St. Peter speaks of St. Paul’s Letters “in which are certain things hard to be understood” (2 Peter 3, 16).  Perhaps Peter himself scratched his head as he glanced over them.  Three principal difficulties hinder our understanding Paul’s letters:  Paul sometimes addresses questions in letters from original readership, and we may not be aware of this (see Romans 1); Paul is creating the theological language of our Faith, adapting older terms and using them in unfamiliar ways; he frequently writes while he travels and sometimes loses his train of thought.  In sum, he is trying to capture the truth about heavenly realities and make them plain in an earthly world.


His Letters often deal with very practical matters, such as whether men and women ought to marry or whether a convert should be circumcised.  At times, though, he seems rapt up in visions and his words seem strange to us.  In the section of his First Letter to the Corinthians used for today’s First Reading, this seems to occur.  “The Spirit scrutinizes everything, even the depths of God.”  This sounds impossible to understand until we realize that Paul is speaking about the unity of the Holy Trinity.  This unity does not come from the outside, as it were, but from the interiors of the Persons.  The Spirit, the Bond of love that binds the Father and Son together, proceeds from within both and so knows them intimately.  He searches out and knows the love of the Father and the Son for each other.  “Among men, who knows what pertains to the man except his spirit that is within?”  Paul compares this knowing by the Holy Spirit with the situation of mortal man.  We have nothing comparable to the Holy Spirit.  God knows himself, but we cannot know ourselves to the extent that he knows himself.  The little we do know of ourselves as humans comes from our souls.  We can know our limitations and especially our mortality from our souls, but also we can know that he possess free will.  But no one can know the precise abilities and limitations of a given individual than that individual, from his soul.  “Similarly, no one knows what pertains to God except the Spirit of God.”  If we cannot know others as well as we can know ourselves, we can hardly know the inner life of God.  “We have not received the spirit of the world but the Spirit who is from God, so that we may understand the things freely given us by God.”  The “spirit of the world” is the thoroughly secular way in which most people think of themselves, as though they are just animated bodies and as though they possessed no immortal soul.  But the baptized believer receives the Holy Spirit so that his soul might be informed by the Spirit of the truth of the human person.  That is, the Spirit helps the soul to recognize its limitations and mortality but also the hope of it gaining immortality through the Death of the Lord Jesus, the Son of God.  The baptized believer knows himself in a very different way than a secular-minded person does.  

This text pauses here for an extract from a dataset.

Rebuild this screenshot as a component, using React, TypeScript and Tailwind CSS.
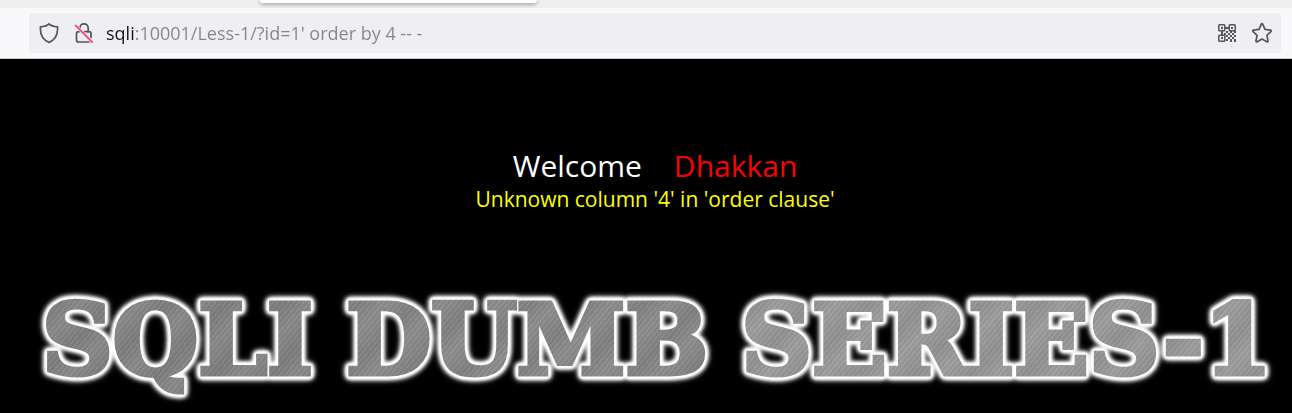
import React from "react";

function ShieldIcon() {
  return (
    <svg viewBox="0 0 20 22" className="h-[22px] w-5" fill="none" stroke="#55545c" strokeWidth="1.7" strokeLinejoin="round" aria-hidden="true">
      <path d="M10 1.8C8.6 3.2 4.9 4.5 1.5 4.9C1 10.5 2 17 10 20.4C18 17 19 10.5 18.5 4.9C15.1 4.5 11.4 3.2 10 1.8Z" />
    </svg>
  );
}

function InsecureLockIcon() {
  return (
    <svg viewBox="0 0 20 22" className="h-[22px] w-5" fill="none" strokeLinecap="round" aria-hidden="true">
      <g stroke="#55545c" strokeWidth="1.7">
        <path d="M5.8 6.4C5.8 3.4 7.5 1.8 10 1.8C12.5 1.8 14.2 3.4 14.2 6.4V9.6H15C16.2 9.6 17 10.4 17 11.6V15.5" />
        <path d="M10.5 9.6H14.2" />
        <path d="M6 9.6H4.6C3.3 9.6 2.5 10.4 2.5 11.6V18C2.5 19.2 3.3 20 4.6 20H15" />
      </g>
      <path d="M2.6 4.4L17 19" stroke="#efeff3" strokeWidth="3" />
      <path d="M1.6 3.4L18.2 20.2" stroke="#f8416a" strokeWidth="1.7" />
    </svg>
  );
}

function QrIcon() {
  return (
    <svg viewBox="0 0 18 18" className="size-[18px]" fill="#55545c" aria-hidden="true">
      <g fill="none" stroke="#55545c" strokeWidth="1.5">
        <rect x="0.8" y="0.8" width="6" height="6" rx="0.8" />
        <rect x="11.2" y="0.8" width="6" height="6" rx="0.8" />
        <rect x="0.8" y="11.2" width="6" height="6" rx="0.8" />
      </g>
      <path d="M3 3h2v2H3zM13 3h2v2h-2zM3 13h2v2H3zM7 3h4v2H7zM3 7h2v4H3zM8 7h2v2H8zM6 9h2v2H6zM10 9h2v2h-2zM12 7h2v2h-2zM14 9h2v2h-2zM16 7h2v2h-2zM8 11h2v2H8zM12 11h2v2h-2zM16 11h2v2h-2zM10 13h2v2h-2zM14 13h2v2h-2zM8 15h2v2H8zM12 15h2v3h-2zM16 15h2v3h-2z" />
    </svg>
  );
}

function StarIcon() {
  return (
    <svg viewBox="0 0 22 22" className="size-[22px]" fill="none" stroke="#55545c" strokeWidth="1.7" strokeLinejoin="round" aria-hidden="true">
      <path d="M10.2 2.4Q11 1 11.8 2.4L14 7.4L19.5 8.1Q20.9 8.5 19.9 9.6L15.9 13.3L17 18.8Q17.1 20.3 15.8 19.7L11 17L6.2 19.7Q4.9 20.3 5 18.8L6.1 13.3L2.1 9.6Q1.1 8.5 2.5 8.1L8 7.4Z" />
    </svg>
  );
}

function BrowserBar() {
  return (
    <header>
      <div className="h-2 overflow-hidden bg-[#efefef] pl-[260px]">
        <div className="h-[3px] w-[277px] rounded-b bg-white shadow-[0_1px_4px_rgba(0,0,0,0.45)]" />
      </div>
      <div className="border-b border-[#c9c9cd] bg-[#f9f9fb] pt-[5px] pr-[11px] pb-[5px] pl-[29px]">
        <div className="flex h-10 items-center rounded bg-[#efeff3] pr-2 pl-[10px]">
          <button type="button" aria-label="Tracking protection" className="mr-[15px]">
            <ShieldIcon />
          </button>
          <button type="button" aria-label="Connection is not secure" className="mr-3">
            <InsecureLockIcon />
          </button>
          <input
            type="text"
            aria-label="Address"
            defaultValue="sqli:10001/Less-1/?id=1' order by 4 -- -"
            className="min-w-0 flex-1 bg-[linear-gradient(90deg,#15141a_28px,#85848c_28px)] bg-clip-text font-['Open_Sans',sans-serif] text-[18px] leading-6 text-transparent outline-none"
          />
          <button type="button" aria-label="QR code" className="mr-[15px]">
            <QrIcon />
          </button>
          <button type="button" aria-label="Bookmark this page">
            <StarIcon />
          </button>
        </div>
      </div>
    </header>
  );
}

const metal =
  "bg-clip-text text-transparent [-webkit-text-stroke:5px_transparent] bg-[repeating-linear-gradient(130deg,rgba(255,255,255,0.09)_0px,transparent_1px,rgba(0,0,0,0.07)_3px,transparent_4px),repeating-linear-gradient(134deg,rgba(255,255,255,0.05)_0px,rgba(0,0,0,0.05)_23px,rgba(255,255,255,0.05)_41px)]";

const glow =
  "[filter:drop-shadow(0_0_1px_#fff)_drop-shadow(0_0_1px_#fff)_drop-shadow(0_0_1px_#fff)_drop-shadow(0_0_1px_#fff)_drop-shadow(0_0_2px_#fff)_drop-shadow(0_0_2px_#fff)]";

export default function App() {
  return (
    <div className="flex min-h-screen flex-col bg-black">
      <BrowserBar />
      <main className="flex flex-col">
        <div className="pt-[86px] pl-[18px] text-center font-['Open_Sans',sans-serif]">
          <p className="flex justify-center gap-8 text-[30px] leading-[42px] text-white">
            <span>Welcome</span>
            <span className="text-[#ff0000]">Dhakkan</span>
          </p>
          <p className="text-[21px] leading-6 text-[#ffff00]">Unknown column '4' in 'order clause'</p>
        </div>
        <h1
          className={`mt-[73px] flex justify-between pr-5 pl-[42px] font-['DejaVu_Serif',serif] text-[98px] leading-[112px] font-bold ${glow}`}
        >
          <span className={`${metal} bg-[#868686]`}>SQLI</span>
          <span className={`${metal} bg-[#8a8a8a]`}>DUMB</span>
          <span className={`${metal} bg-[#9b9b9b]`}>SERIES-1</span>
        </h1>
      </main>
    </div>
  );
}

“And we speak about them not with words taught by human wisdom, but with words taught by the Spirit, describing spiritual realities in spiritual terms.”  Paul puts forth the very problem of theology: how to explain in human words the meanings of which are grounded in earthly things the spiritual realities of heaven.  The early Christians ingeniously invested old words with new meanings, adapting physical, philosophical, and religious words for this purpose.  The Greek ekklesia, originally meaning a social assembly, became used for “the Church”.  Presbyteros, which meant “elder”, was used for “priest” instead of hieros in order to distinguish the Christian priest from the pagan.  Later, theologians would coin words such as homoousion and transubstantio when not even adapting older words could suffice.  Even so, “Eye has not seen, nor ear heard: neither has it entered into the heart of man, what things God has prepared for them that love him” (1 Corinthians 2, 9).


“Now the natural man does not accept what pertains to the Spirit of God, for to him it is foolishness, and he cannot understand it, because it is judged spiritually.”  This is the man with the secular mind for whom the concepts of God and of the world beyond this one make no sense and has no attraction.  “The one who is spiritual, however, can judge everything but is not subject to judgment by anyone.”  The Christian understands reality far better than a secular person who studies it professionally because the Christian understands, for instance, that all is created by Almighty God to manifest his glory.  He understands a things purpose as well as its end.  He understands that God’s Providence governs the world and so there is purpose.  “For ‘who has known the mind of the Lord, so as to counsel him?’  But we have the mind of Christ.”  Paul quotes from Isaiah 40, 13.  He uses the quote to remind his readers that although we have greater knowledge of the human person and of the world than secular-minded people, our knowledge is still limited.  That we have it at all is due to the revelations made by the Lord Jesus and the help of the Holy Spirit.


The Gospel reading for today’s Mass is taken from Luke 4, 31-37.  The Evangelist describes an exorcism the Lord Jesus performed in a synagogue.  The secular-minded person would read this and ascribe the sufferings of the possessed man to some psychosis, some physical cause.  But the spiritual-minded understand that this life is a warfare, with the forces of hell arraigned against us.  At times, the devil gains the upper hand, but the power of Jesus Christ, “the holy one of God” frees us.  With all our faith, we are still astounded by his power: “What is there about his word? For with authority and power he commands the unclean spirits, and they come out.”  The secular-minded misses it altogether.